James 1:22; James 4:17; Matthew 21:28-31
-Lukewarm people rarely share their faith with their neighbors, coworkers, or friends. They do not want to be rejected nor do they want to make people uncomfortable by talking about private issues like religion.
Matthew 1-:32-33
-Lukewarm people gauge their morality or "goodness" by comparing themselves to the secular world. They feel satisfied that while they aren't as hard-core for Jesus as so-and-so, they are nowhere as horrible as the guy down the street.
Luke 18:111-12
-Lukewarm people say they love Jesus, and He is, indeed a part of their lives. But only a part. They give Him a section of their time, their money, and their thoughts, but He isn't allowed to control their lives.
Luke 9:57-62
-Lukewarm people love God, but they do not love Him with all their heart, soul and strength. They would be quick to assure you that they try to love God that much, but that sort of total devotion isn't really possible for the average person; it's only for pastors and missionaries and radicals.
Matthew 22:37-38
-Lukewarm people love others but do not seek to love others as much as they love themselves. Their love of others is typically focused on those who love them in return, like family, friends, and other people they know and connect with. There is little love left over for those who cannot love them back, much less for those who intentionally slight them, whose kids are better athletes than theirs, or with whom conversations are awkward or uncomfortable. Their love is highly conditional and very selective, and generally comes with strings attached.
Matthew 5:43-47; Luke 14:12-14
-Lukewarm people will serve God and others, but their are limits to how far they will go or how much time, money, and energy they are willing to give.
Luke: 21-25
-Lukewarm people think about life on earth much more often than eternity in heaven. Daily life is mostly focused on today's to-do list, this week's schedule, and next month's vacation. Rarely, if ever, do they intently consider the life to come. Regarding this, C.S. Lewis writes, "If you read history you will find that the Christians who did most for the present world were precisely those who thought most of the next. It is since Christians have largely ceased to think of the other world that they have become so ineffective in this."

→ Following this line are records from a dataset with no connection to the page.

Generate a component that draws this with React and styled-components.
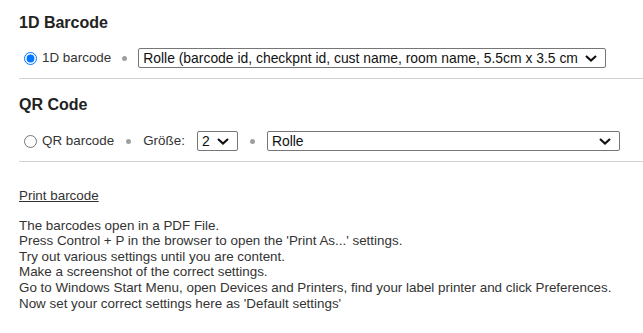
import React from 'react';
import styled, { createGlobalStyle } from 'styled-components';

const GlobalStyle = createGlobalStyle`
  body {
    margin: 0;
    background: #fff;
    font-family: "Liberation Sans", Arial, sans-serif;
    color: #333;
  }
`;

const Page = styled.div`
  padding-left: 19px;
  font-size: 13.4px;
  line-height: 15.6px;
`;

const Heading = styled.h3`
  margin: ${(p) => p.$top}px 0 0;
  font-size: 16px;
  line-height: 18px;
  font-weight: bold;
  color: #222;
`;

const Row = styled.div`
  display: flex;
  align-items: center;
  gap: ${(p) => p.$gap}px;
  height: 20px;
  margin-top: ${(p) => p.$top}px;
`;

const RadioLabel = styled.label`
  display: flex;
  align-items: center;
  color: #333;

  input {
    margin: 0 5px 0 5px;
    width: 13px;
    height: 13px;
    accent-color: #0075ff;
  }
`;

const Dot = styled.span`
  width: 5px;
  height: 5px;
  border-radius: 50%;
  background: #a0a0a0;
`;

const Text = styled.span`
  color: #333;
`;

const SelectWrap = styled.span`
  position: relative;
  display: inline-flex;
  width: ${(p) => (p.$width ? `${p.$width}px` : 'auto')};
`;

const Select = styled.select`
  appearance: none;
  width: 100%;
  height: 20px;
  margin: 0;
  padding: 0 ${(p) => p.$padRight}px 0 4px;
  border: 1px solid #767676;
  border-radius: 2px;
  background: #fff;
  font-family: "Liberation Sans", Arial, sans-serif;
  font-size: 13.9px;
  color: #111;
  outline: none;
`;

const Chevron = styled.svg`
  position: absolute;
  right: 9px;
  top: 7px;
  pointer-events: none;
`;

const Rule = styled.hr`
  margin: 10px 0 0;
  border: 0;
  border-top: 1px solid #d3d3d3;
  height: 0;
`;

const PrintLink = styled.a`
  display: inline-block;
  margin-top: 26px;
  color: #333;
  text-decoration: underline;
  cursor: pointer;
`;

const Info = styled.p`
  margin: 14px 0 0;
  color: #333;
`;

const Dropdown = ({ value, width, padRight = 30 }) => (
  <SelectWrap $width={width}>
    <Select $padRight={padRight} defaultValue={value}>
      <option>{value}</option>
    </Select>
    <Chevron width="12" height="7" viewBox="0 0 12 7">
      <path d="M1 1l5 4.5L11 1" fill="none" stroke="#111" strokeWidth="2.2" />
    </Chevron>
  </SelectWrap>
);

export default function App() {
  return (
    <Page>
      <GlobalStyle />
      <Heading $top={14}>1D Barcode</Heading>
      <Row $top={16} $gap={11}>
        <RadioLabel>
          <input type="radio" name="kind" defaultChecked />
          1D barcode
        </RadioLabel>
        <Dot />
        <Dropdown value="Rolle (barcode id, checkpnt id, cust name, room name, 5.5cm x 3.5 cm" padRight={27} />
      </Row>
      <Rule />

      <Heading $top={17}>QR Code</Heading>
      <Row $top={17} $gap={12}>
        <RadioLabel>
          <input type="radio" name="kind" />
          QR barcode
        </RadioLabel>
        <Dot />
        <Text>Größe:</Text>
        <Dropdown value="2" width={41} padRight={26} />
        <Dot />
        <Dropdown value="Rolle" width={353} />
      </Row>
      <Rule />

      <PrintLink>Print barcode</PrintLink>
      <Info>
        The barcodes open in a PDF File.
        <br />
        Press Control + P in the browser to open the 'Print As...' settings.
        <br />
        Try out various settings until you are content.
        <br />
        Make a screenshot of the correct settings.
        <br />
        Go to Windows Start Menu, open Devices and Printers, find your label printer and click Preferences.
        <br />
        Now set your correct settings here as 'Default settings'
      </Info>
    </Page>
  );
}
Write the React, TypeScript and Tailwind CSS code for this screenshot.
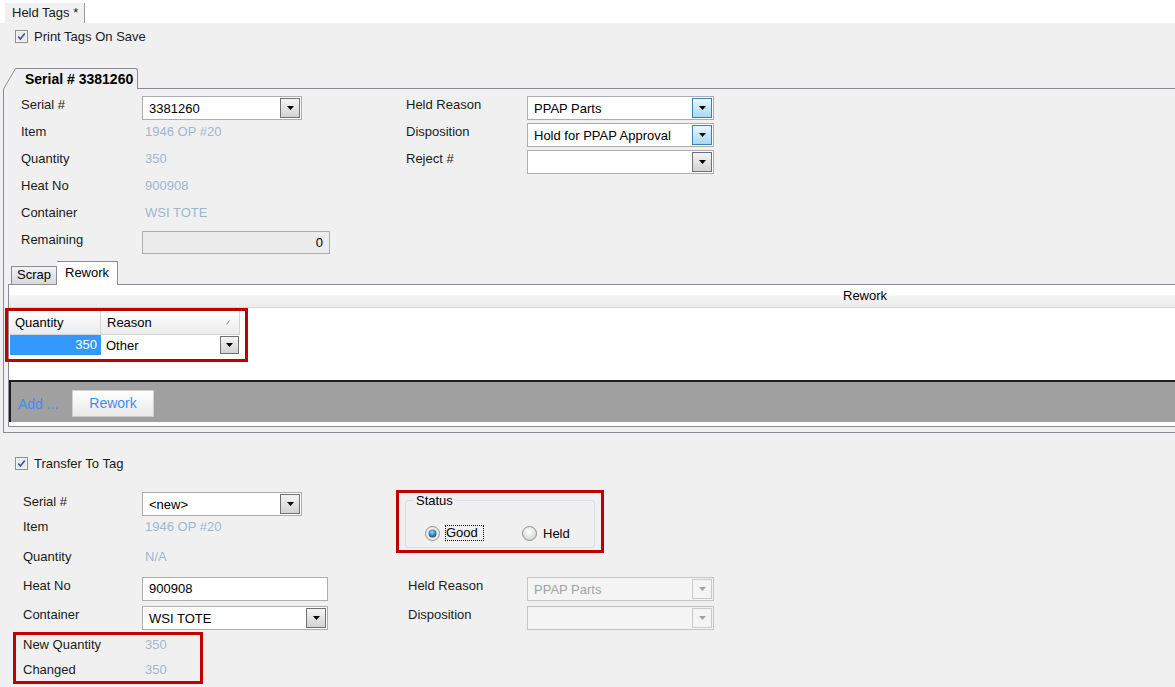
import React from 'react';

type BtnKind = 'gray' | 'blue' | 'off';

function Arrow({ color = '#000' }: { color?: string }) {
  return (
    <svg width="7" height="4" viewBox="0 0 7 4" className="shrink-0">
      <path d="M0 0h7L3.5 4z" fill={color} />
    </svg>
  );
}

function DropButton({ kind = 'gray', className = '' }: { kind?: BtnKind; className?: string }) {
  const styles = {
    gray: 'border-[#707070] bg-linear-to-b from-[#f4f4f4] to-[#d3d3d3]',
    blue: 'border-[#3c7fb1] bg-linear-to-b from-[#eaf6fd] to-[#a7d9f5]',
    off: 'border-[#c9c9c9] bg-[#f4f4f4]',
  }[kind];
  return (
    <div className={`shrink-0 flex items-center justify-center border ${styles} ${className}`}>
      <Arrow color={kind === 'off' ? '#a3a3a3' : '#000'} />
    </div>
  );
}

function Combo({ value = '', w, kind = 'gray', disabled = false }: { value?: string; w: string; kind?: BtnKind; disabled?: boolean }) {
  return (
    <div
      className={`${w} h-[24px] flex items-center border ${
        disabled ? 'border-[#c4c4c4] bg-[#f4f4f4] text-[#a3a3a3]' : 'border-[#abadb3] bg-white text-black'
      }`}
    >
      <span className="flex-1 pl-[6px] truncate">{value}</span>
      <DropButton kind={disabled ? 'off' : kind} className="w-[20px] h-[20px] mr-[1px]" />
    </div>
  );
}

function CheckBox() {
  return (
    <svg width="13" height="13" viewBox="0 0 13 13" className="shrink-0">
      <rect x="0.5" y="0.5" width="12" height="12" fill="#f4f4f4" stroke="#8e8f8f" />
      <rect x="2" y="2" width="9" height="9" fill="#e9e9e9" />
      <path d="M3.2 6.4 L5.4 9 L9.8 3.4" fill="none" stroke="#3f5592" strokeWidth="1.6" />
    </svg>
  );
}

function Radio({ checked }: { checked?: boolean }) {
  return (
    <svg width="15" height="15" viewBox="0 0 15 15" className="shrink-0">
      <defs>
        <radialGradient id={checked ? 'rdOn' : 'rdOff'} cx="45%" cy="35%" r="65%">
          <stop offset="0" stopColor={checked ? '#8fdcff' : '#ffffff'} />
          <stop offset="1" stopColor={checked ? '#0b4a7c' : '#d3d3d3'} />
        </radialGradient>
      </defs>
      <circle cx="7.5" cy="7.5" r="7" fill={checked ? '#ececec' : `url(#rdOff)`} stroke="#8e8f8f" />
      {checked && <circle cx="7.5" cy="7.5" r="4" fill="url(#rdOn)" />}
    </svg>
  );
}

function Row({ label, h = 'h-[27px]', lw = 'w-[121px]', pt = 'pt-[1px]', children }: { label: string; h?: string; lw?: string; pt?: string; children?: React.ReactNode }) {
  return (
    <div className={`flex ${h}`}>
      <div className={`${lw} ${pt} shrink-0`}>{label}</div>
      {children}
    </div>
  );
}

function Val({ children, pt = 'pt-[1px]' }: { children: React.ReactNode; pt?: string }) {
  return <div className={`pl-[3px] ${pt} text-[#9fb6d2]`}>{children}</div>;
}

export default function App() {
  return (
    <div className="w-[1175px] h-[687px] overflow-hidden bg-[#f0f0f0] font-['Liberation_Sans',Arial,sans-serif] text-[13px] leading-[15px] text-[#1a1a1a]">
      {/* document tab strip */}
      <div className="h-[23px] bg-white flex items-end pl-[5px]">
        <div className="h-[20px] w-[80px] bg-[#f0f0f0] border-r border-[#9a9a9a] pl-[7px] leading-[20px]">Held Tags *</div>
      </div>

      <div className="h-[45px] pt-[7px] pl-[15px]">
        <div className="flex items-center gap-[6px] h-[13px]">
          <CheckBox />
          <span>Print Tags On Save</span>
        </div>
      </div>

      {/* serial tab header */}
      <div className="flex h-[21px] pl-[3px]">
        <svg width="13" height="21" viewBox="0 0 13 21" className="shrink-0">
          <path d="M0 21 L12 0.5 H13 V21 Z" fill="#f0f0f0" />
          <path d="M0.5 21 L12.5 0.5 H13" fill="none" stroke="#898c95" />
        </svg>
        <div className="w-[122px] shrink-0 border-t border-r border-[#898c95] rounded-tr-[3px] pl-[9px] font-bold text-[14px] leading-[20px] text-black">
          Serial # 3381260
        </div>
        <div className="flex-1 border-b border-[#898c95]" />
      </div>

      <div className="ml-[3px] border-l border-b border-[#898c95] pt-[7px] pb-[5px]">
        <div className="flex pl-[17px]">
          <div className="w-[385px]">
            <Row label="Serial #">
              <Combo value="3381260" w="w-[160px]" />
            </Row>
            <Row label="Item"><Val>1946 OP #20</Val></Row>
            <Row label="Quantity"><Val>350</Val></Row>
            <Row label="Heat No"><Val>900908</Val></Row>
            <Row label="Container"><Val>WSI TOTE</Val></Row>
            <Row label="Remaining">
              <div className="w-[188px] h-[23px] border border-[#abadb3] bg-[#ececec] text-right pr-[6px] leading-[21px] text-black">0</div>
            </Row>
          </div>
          <div>
            <Row label="Held Reason">
              <Combo value="PPAP Parts" w="w-[187px]" kind="blue" />
            </Row>
            <Row label="Disposition">
              <Combo value="Hold for PPAP Approval" w="w-[187px]" kind="blue" />
            </Row>
            <Row label="Reject #">
              <Combo w="w-[187px]" />
            </Row>
          </div>
        </div>

        {/* scrap / rework tabs */}
        <div className="flex items-end h-[24px] ml-[4px] mt-[3px]">
          <div className="w-[3px] h-full border-b border-[#898c95]" />
          <div className="w-[46px] h-[19px] border border-[#898c95] bg-linear-to-b from-[#f3f3f3] to-[#d9d9d9] pl-[5px] text-black">Scrap</div>
          <div className="w-[61px] h-[24px] border-t border-r border-[#898c95] bg-white pl-[8px] pt-[3px] text-black">Rework</div>
          <div className="flex-1 h-full border-b border-[#898c95]" />
        </div>

        <div className="ml-[4px] border-l border-b border-[#898c95] bg-white pb-[4px]">
          <div className="h-[23px] border-b border-[#d5d5d5] bg-[linear-gradient(to_bottom,#ffffff_0%,#ffffff_45%,#f3f3f4_50%,#ececee_100%)] pl-[834px] leading-[22px] text-black">
            Rework
          </div>
          <div className="h-[72px]">
            <div className="-ml-[4px] w-[243px] border-[3px] border-[#c00000] pl-[2px] pb-[4px]">
              <div className="flex h-[24px]">
                <div className="w-[91px] border-r border-b border-[#d5d5d5] bg-linear-to-b from-white to-[#ebebeb] pl-[5px] leading-[23px] text-black">Quantity</div>
                <div className="w-[139px] border-r border-b border-[#d5d5d5] bg-linear-to-b from-white to-[#ebebeb] pl-[6px] pr-[9px] flex items-center justify-between text-black">
                  <span>Reason</span>
                  <svg width="4" height="5" viewBox="0 0 4 5">
                    <path d="M0.5 4.5 L3.5 0.5" stroke="#8a8a8a" strokeWidth="1" />
                  </svg>
                </div>
              </div>
              <div className="flex h-[20px]">
                <div className="w-[91px] bg-[#3399ff] text-white text-right pr-[4px] leading-[20px]">350</div>
                <div className="w-[139px] flex items-center justify-between pl-[5px] text-black">
                  <span>Other</span>
                  <DropButton className="w-[19px] h-[18px] mr-[1px]" />
                </div>
              </div>
            </div>
          </div>
          <div className="h-[42px] border-t-2 border-l-2 border-[#1e1e1e] bg-[#a0a0a0] flex items-start pt-[8px] pl-[7px] text-[14px]">
            <div className="flex items-center h-[27px]">
              <span className="w-[54px] text-[#3f8ef5] pt-[2px]">Add ...</span>
              <div className="w-[82px] h-[27px] border border-[#cfcfcf] bg-linear-to-b from-white to-[#e9e9e9] flex items-center justify-center text-[#3f8ef5]">
                Rework
              </div>
            </div>
          </div>
        </div>
      </div>

      {/* transfer */}
      <div className="mt-[24px] pl-[15px]">
        <div className="flex items-center gap-[6px] h-[13px]">
          <CheckBox />
          <span>Transfer To Tag</span>
        </div>
      </div>

      <div className="flex mt-[20px]">
        <div className="w-[396px] pl-[13px] pt-[2px]">
          <div className="pl-[10px]">
            <Row label="Serial #" lw="w-[119px]" pt="pt-[2px]">
              <Combo value="<new>" w="w-[160px]" />
            </Row>
            <Row label="Item" lw="w-[119px]" h="h-[29px]" pt="pt-0">
              <Val pt="pt-0">1946 OP #20</Val>
            </Row>
            <Row label="Quantity" lw="w-[119px]" h="h-[29px]">
              <Val>N/A</Val>
            </Row>
            <Row label="Heat No" lw="w-[119px]" h="h-[29px]">
              <div className="w-[186px] h-[24px] border border-[#abadb3] bg-white pl-[6px] leading-[22px] text-black">900908</div>
            </Row>
            <Row label="Container" lw="w-[119px]" h="h-[26px]">
              <Combo value="WSI TOTE" w="w-[186px]" />
            </Row>
          </div>
          <div className="w-[190px] h-[52px] border-[3px] border-[#c00000] pl-[7px] pt-[2px]">
            <Row label="New Quantity" lw="w-[119px]" h="h-[25px]" pt="pt-0">
              <Val pt="pt-0">350</Val>
            </Row>
            <Row label="Changed" lw="w-[119px]" h="h-[25px]" pt="pt-0">
              <Val pt="pt-0">350</Val>
            </Row>
          </div>
        </div>

        <div>
          <div className="w-[208px] h-[63px] border-[3px] border-[#c00000] pt-[7px] px-[6px]">
            <div className="h-[48px] border border-[#d5dfe5] rounded-[3px]">
              <div className="-mt-[8px] ml-[8px] px-[2px] w-fit bg-[#f0f0f0] text-black">Status</div>
              <div className="flex items-center mt-[17px] pl-[19px] h-[16px] text-black">
                <Radio checked />
                <div className="ml-[5px] w-[39px] h-[16px] border border-dotted border-black leading-[14px]">Good</div>
                <div className="ml-[38px]"><Radio /></div>
                <span className="ml-[6px]">Held</span>
              </div>
            </div>
          </div>
          <div className="mt-[24px] pl-[12px]">
            <Row label="Held Reason" lw="w-[119px]" h="h-[29px]">
              <Combo value="PPAP Parts" w="w-[187px]" disabled />
            </Row>
            <Row label="Disposition" lw="w-[119px]" h="h-[26px]">
              <Combo w="w-[187px]" disabled />
            </Row>
          </div>
        </div>
      </div>
    </div>
  );
}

Philippians 3:18-20; Colossians 3:2
-Lukewarm people are thankful for their luxuries and comforts, and rely consider trying to give as much as possible to the poor. They are quick to point out, "Jesus never said money is the root of all evil, only that the love of money is." Untold numbers of lukewarm people feel "called" to minister to the rich; very few feel "called" to minister to the poor.
Matthew 25:34, 40; Isaiah 58:6-7
-Lukewarm people do whatever necessary to keep themselves from feeling too guilty. They want to do the bare minimum, to be "good enough" without it requiring too much of them.
1 Chronicles 29:14; Matthew 13:44-46
-Lukewarm people are continually concerned with playing it safe; they are slaves tot he god of control. This focus on safe living keeps them from sacrificing and risking for God.
1 Timothy 6:17-18; Matthew 10:28
-Lukewarm people feel secure because they attend church, made a profession of faith at age twelve, were baptized, come from a Christian family, vote Republican, or live in America. Just as the prophets in the Old Testament warned Israel that they were not safe just because they lived in the land of Israel, so we are not safe just because we wear the label Christian or because some people persist in calling us a "Christian nation."
Matthew 7:21; Amos 6:1
-Lukewarm people do not live by faith; their lives are structured so they never have to. They don't have to trust God if something unexpected happens-they have their savings account. They don't need God to help them-they have their retirement plan in place. They don't genuinely seek out what life God would have them live-they have life figured and mapped out. They don't depend on God on a daily basis-their refrigerators are full and, for the most part, they are in good health. The truth is, their lives wouldn't look much different if they suddenly stopped believing in God.
Luke 12:16-21; Hebrews 11
-Lukewarm people probably drink and swear less than average, but besides that, they really aren't very different from your typical unbeliever. They equate their partially sanitized life with holiness but they couldn't be more wrong.
Matthew 23:25-28"
There are so many that hit me close to home; all of them in one way or another if I am being honest. At some point in my life (even now) quite a few of these, if not all of them apply to me.
And I don't want to be lukewarm. I want to have a passion for Christ. I want to be so in love with Him that is shows through me; I want to be different from those in the world. I want to have the courage to stand up for what I believe in and to not be afraid to share the love of Christ with others. I want to love the unlovable and to reach out to the hurting. I really do want to be the hands and feet of Christ and to not just be another warm body taking up space in a sanctuary on a Sunday morning.
I hope and pray that I can stop being lukewarm and can really reach those around me for Christ no matter the situation or what it may seem like it will cost. Will you join me?